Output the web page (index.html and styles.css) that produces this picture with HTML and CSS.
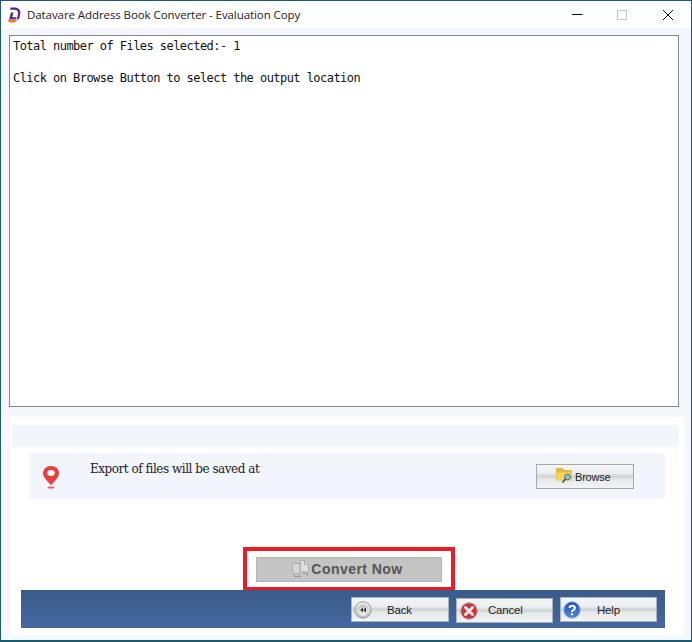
FILE: index.html
```html
<!DOCTYPE html>
<html lang="en">
<head>
<meta charset="utf-8">
<title>Datavare Address Book Converter - Evaluation Copy</title>
<link rel="stylesheet" href="styles.css">
</head>
<body>
<div class="window">
  <header class="titlebar">
    <svg class="logo" viewBox="0 0 14 16" width="14" height="16"><path d="M3.500 0.500H7.500C11.500 0.500 13.800 3 13.300 6.500L12.500 10.500C12.300 11.500 11.800 12.200 11 12.800L9.500 11.500C10 11 10.300 10.500 10.500 9.500L11 6.500C11.300 4.200 10 2.800 7.500 2.800H3Z" fill="#4b2b90"/><path d="M4 5.500H6.500L5.300 10.300H9.500L8.500 12.500H2Z" fill="#4b2b90"/><path d="M0.500 12.500C3.500 13 7 13 11 12.500L8 15.500H3C2 15.500 1 14 0.500 12.500Z" fill="#ee7a22"/></svg>
    <span class="title">Datavare Address Book Converter - Evaluation Copy</span>
    <div class="controls">
      <svg width="12" height="12" viewBox="0 0 12 12"><path d="M0 5.500H10.500" stroke="#111" stroke-width="1"/></svg>
      <svg width="12" height="12" viewBox="0 0 12 12"><rect x="0.500" y="1.500" width="9" height="9" fill="none" stroke="#c4c4c4"/></svg>
      <svg width="12" height="12" viewBox="0 0 12 12"><path d="M1 1 11 11M11 1 1 11" stroke="#111" stroke-width="1" fill="none"/></svg>
    </div>
  </header>
  <main class="body">
    <section class="log">
      <p>Total number of Files selected:- 1</p>
      <p>&nbsp;</p>
      <p>Click on Browse Button to select the output location</p>
    </section>
    <section class="panel">
      <div class="strip"></div>
      <div class="export">
        <svg class="pin" viewBox="0 0 18 24" width="18" height="24"><path d="M9 1C4.500 1 1 4.200 1 8.200 1 12 5.500 16.500 9 20 12.500 16.500 17 12 17 8.200 17 4.200 13.500 1 9 1Z" fill="#ee3b3b"/><ellipse cx="9" cy="8" rx="3.800" ry="3" fill="#fff"/><ellipse cx="9" cy="22.500" rx="3.500" ry="1" fill="#ee5a5a"/></svg>
        <span class="export-text">Export of files will be saved at</span>
        <button class="btn browse" type="button">
          <svg viewBox="0 0 18 16" width="18" height="16"><path d="M0.500 0.500H6.500L8 2.500H15.500V12H0.500Z" fill="#e3bc34" stroke="#c9a227" stroke-width=".6"/><path d="M0.500 4.500H15.500V12.500H0.500Z" fill="#f3d75e"/><circle cx="11.500" cy="9" r="2.800" fill="#8cc6c8" stroke="#4d6f6a"/><path d="M9.500 11 6.500 14.500" stroke="#44555a" stroke-width="1.800"/></svg>
          <span>Browse</span>
        </button>
      </div>
      <div class="convert-wrap">
        <button class="convert" type="button">
          <svg viewBox="0 0 17 18" width="17" height="18"><path d="M0.500 3.500H8V13.500H0.500Z" fill="#d6d6d6" stroke="#adadad"/><path d="M8.500 0.500H13L16.500 4V12H8.500Z" fill="#dedede" stroke="#adadad"/><path d="M12.500 0.500V4.500H16.500" fill="none" stroke="#adadad"/><path d="M2.500 14.500V16.500H8M6.500 15 8.500 16.500 6.500 17.500M11 13.500H15.500V16" fill="none" stroke="#999"/></svg>
          <span>Convert Now</span>
        </button>
      </div>
      <footer class="footer">
        <button class="btn nav back" type="button">
          <svg viewBox="0 0 18 18" width="18" height="18"><defs><linearGradient id="ring" x1="0" y1="0" x2="0" y2="1"><stop offset="0" stop-color="#f4f4f4"/><stop offset="1" stop-color="#b8b8b8"/></linearGradient><linearGradient id="core" x1="0" y1="0" x2="0" y2="1"><stop offset="0" stop-color="#c4c4c4"/><stop offset="1" stop-color="#efefef"/></linearGradient></defs><circle cx="9" cy="9" r="8.200" fill="url(#ring)" stroke="#999"/><circle cx="9" cy="9" r="5.800" fill="url(#core)"/><path d="M9 6.500 6.300 9 9 11.500ZM12 6.500 9.300 9 12 11.500Z" fill="#333"/></svg>
          <span>Back</span>
        </button>
        <button class="btn nav cancel" type="button">
          <svg viewBox="0 0 18 18" width="18" height="18"><circle cx="9" cy="9" r="8.300" fill="#c8363c" stroke="#b9a9a9"/><path d="M5.500 5.500 12.500 12.500M12.500 5.500 5.500 12.500" stroke="#f4e6e6" stroke-width="3" stroke-linecap="round"/></svg>
          <span>Cancel</span>
        </button>
        <button class="btn nav help" type="button">
          <svg viewBox="0 0 18 18" width="18" height="18"><defs><linearGradient id="blue" x1="0" y1="0" x2="0" y2="1"><stop offset="0" stop-color="#1c4fae"/><stop offset="1" stop-color="#4f8ae6"/></linearGradient></defs><circle cx="9" cy="9" r="8.300" fill="url(#blue)" stroke="#9cb6e2"/><path d="M6.500 7C6.500 4 11.900 4 11.900 7 11.900 9 9 8.800 9 11" fill="none" stroke="#fff" stroke-width="2"/><rect x="8" y="12" width="2" height="2.200" fill="#fff"/></svg>
          <span>Help</span>
        </button>
      </footer>
    </section>
  </main>
</div>
</body>
</html>
```
FILE: styles.css
```css
* { box-sizing: border-box; }
html, body { margin: 0; padding: 0; }
body { width: 692px; height: 642px; overflow: hidden; background: #fff; }
.window {
  width: 692px; height: 642px;
  display: flex; flex-direction: column;
  border-style: solid; border-color: #1c5a70;
  border-width: 1px 1px 2px 1px;
  background: #f4f7fc;
}
.titlebar {
  height: 27px; flex: none;
  display: flex; align-items: center;
  background: #fff;
  padding-left: 6px;
}
.logo { flex: none; }
.title {
  margin-left: 6px;
  font: 11.5px "Open Sans", sans-serif;
  letter-spacing: -0.08px;
  color: #222;
}
.controls {
  margin-left: auto;
  display: flex; gap: 33px;
  padding-right: 17px;
}
.body { flex: 1; display: flex; flex-direction: column; padding: 7px 7px 5px 8px; min-height: 0; }
.log {
  height: 372px; width: 670px; flex: none;
  background: #fff;
  border: 1px solid #83888e;
  padding: 2px 3px;
  font: 12px/16px "DejaVu Sans Mono", monospace;
  letter-spacing: -0.55px;
  color: #111;
}
.log p { margin: 0; }
.panel {
  flex: 1;
  margin-top: 10px;
  margin-left: 1px;
  background: #fff;
  padding-top: 8px;
  display: flex; flex-direction: column;
}
.strip { height: 22px; width: 667px; margin-left: 2px; background: #f2f5fb; flex: none; }
.export {
  flex: none;
  height: 46px; width: 636px;
  margin: 6px 0 0 19px;
  background: #f2f5fb;
  display: flex; align-items: center;
}
.pin { margin-left: 13px; flex: none; margin-top: 1px; }
.export-text {
  margin-left: 30px;
  align-self: flex-start;
  margin-top: 9px;
  font: 12px/14px "DejaVu Serif", serif;
  letter-spacing: -0.47px;
  color: #222;
}
.btn {
  display: flex; align-items: center;
  height: 25px; width: 98px;
  padding: 0;
  border: 1px solid #a4a9ad;
  background: linear-gradient(#f3f4f5 0, #eceef0 35%, #cfd3d6 50%, #e6e8ea 62%, #f3f4f5 100%);
  font: 11.5px "Liberation Sans", sans-serif;
  letter-spacing: -0.2px;
  color: #222;
  cursor: pointer;
}
.browse { margin-left: auto; margin-right: 31px; padding-left: 19px; gap: 1px; font-size: 11px; }
.browse span { padding-top: 1px; }
.convert-wrap {
  flex: none;
  width: 212px; height: 43px;
  margin: 48px 0 0 233px;
  border: 4px solid #ec1c24;
  border-bottom-width: 3px;
  background: #fff;
  padding: 6px 9px 0;
}
.convert {
  width: 186px; height: 25px;
  display: flex; align-items: center; justify-content: center; gap: 2px;
  padding: 0 3px 1px 0;
  border: 1px solid #b4b4b4;
  background: #c4c4c4;
  font: bold 14px "Liberation Sans", sans-serif;
  letter-spacing: 0.45px;
  color: #555;
}
.footer {
  flex: none;
  width: 644px; height: 38px;
  margin-left: 11px;
  background: linear-gradient(#3a5b8a, #4469a0);
  display: flex; align-items: flex-start;
  padding: 7px 0 0 330px;
  gap: 7px;
}
.nav { border-color: #aab2c0; padding-left: 2px; }
.back span { margin-left: 15px; }
.cancel { width: 97px; margin-top: 1px; padding-left: 3px; }
.cancel span { margin-left: 10px; padding-bottom: 2px; }
.help { width: 97px; }
.help span { margin-left: 16px; }
```
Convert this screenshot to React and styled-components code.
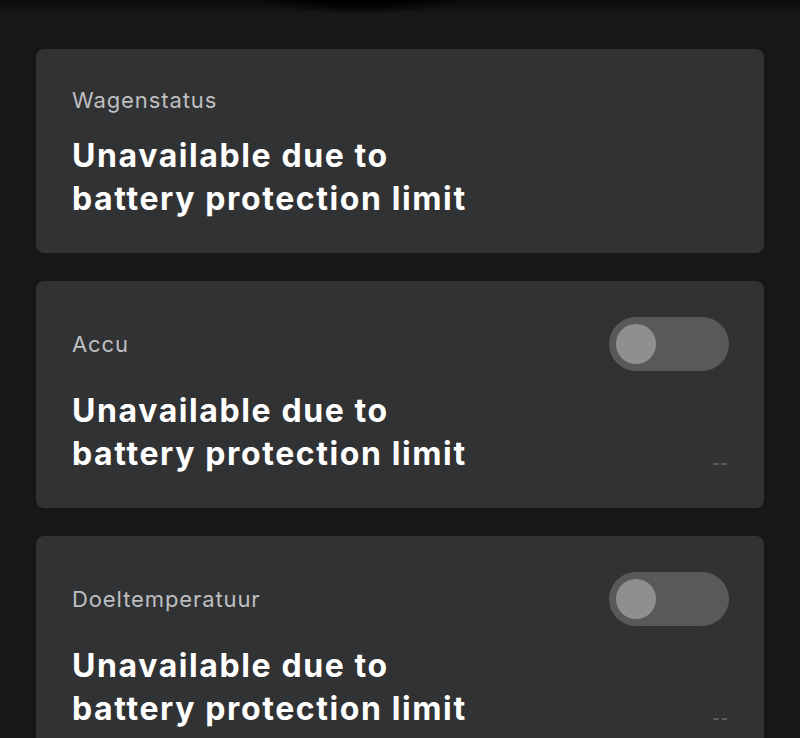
____________
§ **WRITTEN TASK**:
Identify each line in the records above that contains the word "this", and copy it out in full.

§ **TASK ANSWER**:
Output the web page (index.html and styles.css) that produces this picture with HTML and CSS.
Convert this screenshot to React and styled-components code.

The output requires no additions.